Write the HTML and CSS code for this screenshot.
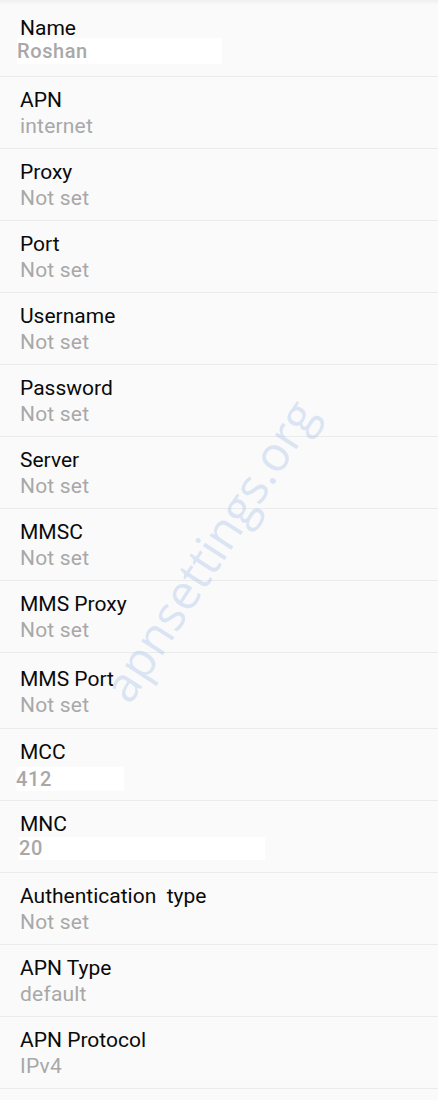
FILE: index.html
```html
<!DOCTYPE html>
<html lang="en">

<head>
  <meta charset="UTF-8" />
  <meta name="viewport" content="width=device-width, initial-scale=1.0" />
  <title>APN settings</title>
  <link rel="stylesheet" href="styles.css">
</head>

<body>
  <div class="screen">
    <ul class="apn-list">
      <li class="row">
        <span class="title">Name</span>
        <span class="value edited edited-name">Roshan</span>
      </li>
      <li class="row">
        <span class="title">APN</span>
        <span class="value">internet</span>
      </li>
      <li class="row">
        <span class="title">Proxy</span>
        <span class="value">Not set</span>
      </li>
      <li class="row">
        <span class="title">Port</span>
        <span class="value">Not set</span>
      </li>
      <li class="row">
        <span class="title">Username</span>
        <span class="value">Not set</span>
      </li>
      <li class="row">
        <span class="title">Password</span>
        <span class="value">Not set</span>
      </li>
      <li class="row">
        <span class="title">Server</span>
        <span class="value">Not set</span>
      </li>
      <li class="row">
        <span class="title">MMSC</span>
        <span class="value">Not set</span>
      </li>
      <li class="row">
        <span class="title">MMS Proxy</span>
        <span class="value">Not set</span>
      </li>
      <li class="row row-tall">
        <span class="title">MMS Port</span>
        <span class="value">Not set</span>
      </li>
      <li class="row">
        <span class="title">MCC</span>
        <span class="value edited edited-mcc">412</span>
      </li>
      <li class="row">
        <span class="title">MNC</span>
        <span class="value edited edited-mnc">20</span>
      </li>
      <li class="row">
        <span class="title">Authentication&nbsp; type</span>
        <span class="value">Not set</span>
      </li>
      <li class="row">
        <span class="title">APN Type</span>
        <span class="value">default</span>
      </li>
      <li class="row">
        <span class="title">APN Protocol</span>
        <span class="value">IPv4</span>
      </li>
    </ul>

    <div class="watermark">apnsettings.org</div>
  </div>
</body>

</html>
```

FILE: styles.css
```css
:root {
  --bg: #fafafa;
  --line: #ebebeb;
  --title: #0a0a0a;
  --value: #a8a8a8;
  --mark: rgba(170, 195, 232, 0.4);
}

body {
  margin: 0;
  background-color: var(--bg);
  font-family: Roboto, 'Liberation Sans', sans-serif;
}

.screen {
  position: relative;
  width: 438px;
  height: 1100px;
  overflow: hidden;
  background: linear-gradient(to bottom, #efefef 0, var(--bg) 5px);
}

.apn-list {
  list-style: none;
  margin: 0;
  padding: 5px 0 0;
}

.row {
  display: flex;
  flex-direction: column;
  box-sizing: border-box;
  height: 72px;
  padding: 10px 20px 0;
  border-bottom: 1px solid var(--line);
  font-size: 21px;
  line-height: 26px;
}

.row-tall {
  height: 76px;
  padding-top: 13px;
}

.title {
  color: var(--title);
}

.value {
  color: var(--value);
  letter-spacing: 0.2px;
}

/* white patches where the values were edited out */
.edited {
  background-color: #fff;
  font-size: 20px;
  font-weight: 500;
  letter-spacing: 0.6px;
}

.edited-name {
  width: 205px;
  margin-left: -3px;
  margin-top: -3px;
}

.edited-mcc {
  width: 108px;
  height: 24px;
  line-height: 24px;
  margin-left: -4px;
  margin-top: 2px;
}

.edited-mnc {
  width: 246px;
  height: 23px;
  line-height: 23px;
  margin-left: -1px;
}

.watermark {
  position: absolute;
  left: 209px;
  top: 550px;
  transform: translate(-50%, -50%) rotate(-57deg);
  font-family: 'Open Sans', sans-serif;
  font-size: 48px;
  white-space: nowrap;
  color: var(--mark);
  pointer-events: none;
}
```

+===+

• Your objective:
Your task is to repeat the data above exactly while excluding the pictures.

• The solution:
Write the HTML and CSS code for this screenshot.
FILE: index.html
```html
<!DOCTYPE html>
<html lang="en">

<head>
  <meta charset="UTF-8" />
  <meta name="viewport" content="width=device-width, initial-scale=1.0" />
  <title>APN settings</title>
  <link rel="stylesheet" href="styles.css">
</head>

<body>
  <div class="screen">
    <ul class="apn-list">
      <li class="row">
        <span class="title">Name</span>
        <span class="value edited edited-name">Roshan</span>
      </li>
      <li class="row">
        <span class="title">APN</span>
        <span class="value">internet</span>
      </li>
      <li class="row">
        <span class="title">Proxy</span>
        <span class="value">Not set</span>
      </li>
      <li class="row">
        <span class="title">Port</span>
        <span class="value">Not set</span>
      </li>
      <li class="row">
        <span class="title">Username</span>
        <span class="value">Not set</span>
      </li>
      <li class="row">
        <span class="title">Password</span>
        <span class="value">Not set</span>
      </li>
      <li class="row">
        <span class="title">Server</span>
        <span class="value">Not set</span>
      </li>
      <li class="row">
        <span class="title">MMSC</span>
        <span class="value">Not set</span>
      </li>
      <li class="row">
        <span class="title">MMS Proxy</span>
        <span class="value">Not set</span>
      </li>
      <li class="row row-tall">
        <span class="title">MMS Port</span>
        <span class="value">Not set</span>
      </li>
      <li class="row">
        <span class="title">MCC</span>
        <span class="value edited edited-mcc">412</span>
      </li>
      <li class="row">
        <span class="title">MNC</span>
        <span class="value edited edited-mnc">20</span>
      </li>
      <li class="row">
        <span class="title">Authentication&nbsp; type</span>
        <span class="value">Not set</span>
      </li>
      <li class="row">
        <span class="title">APN Type</span>
        <span class="value">default</span>
      </li>
      <li class="row">
        <span class="title">APN Protocol</span>
        <span class="value">IPv4</span>
      </li>
    </ul>

    <div class="watermark">apnsettings.org</div>
  </div>
</body>

</html>
```

FILE: styles.css
```css
:root {
  --bg: #fafafa;
  --line: #ebebeb;
  --title: #0a0a0a;
  --value: #a8a8a8;
  --mark: rgba(170, 195, 232, 0.4);
}

body {
  margin: 0;
  background-color: var(--bg);
  font-family: Roboto, 'Liberation Sans', sans-serif;
}

.screen {
  position: relative;
  width: 438px;
  height: 1100px;
  overflow: hidden;
  background: linear-gradient(to bottom, #efefef 0, var(--bg) 5px);
}

.apn-list {
  list-style: none;
  margin: 0;
  padding: 5px 0 0;
}

.row {
  display: flex;
  flex-direction: column;
  box-sizing: border-box;
  height: 72px;
  padding: 10px 20px 0;
  border-bottom: 1px solid var(--line);
  font-size: 21px;
  line-height: 26px;
}

.row-tall {
  height: 76px;
  padding-top: 13px;
}

.title {
  color: var(--title);
}

.value {
  color: var(--value);
  letter-spacing: 0.2px;
}

/* white patches where the values were edited out */
.edited {
  background-color: #fff;
  font-size: 20px;
  font-weight: 500;
  letter-spacing: 0.6px;
}

.edited-name {
  width: 205px;
  margin-left: -3px;
  margin-top: -3px;
}

.edited-mcc {
  width: 108px;
  height: 24px;
  line-height: 24px;
  margin-left: -4px;
  margin-top: 2px;
}

.edited-mnc {
  width: 246px;
  height: 23px;
  line-height: 23px;
  margin-left: -1px;
}

.watermark {
  position: absolute;
  left: 209px;
  top: 550px;
  transform: translate(-50%, -50%) rotate(-57deg);
  font-family: 'Open Sans', sans-serif;
  font-size: 48px;
  white-space: nowrap;
  color: var(--mark);
  pointer-events: none;
}
```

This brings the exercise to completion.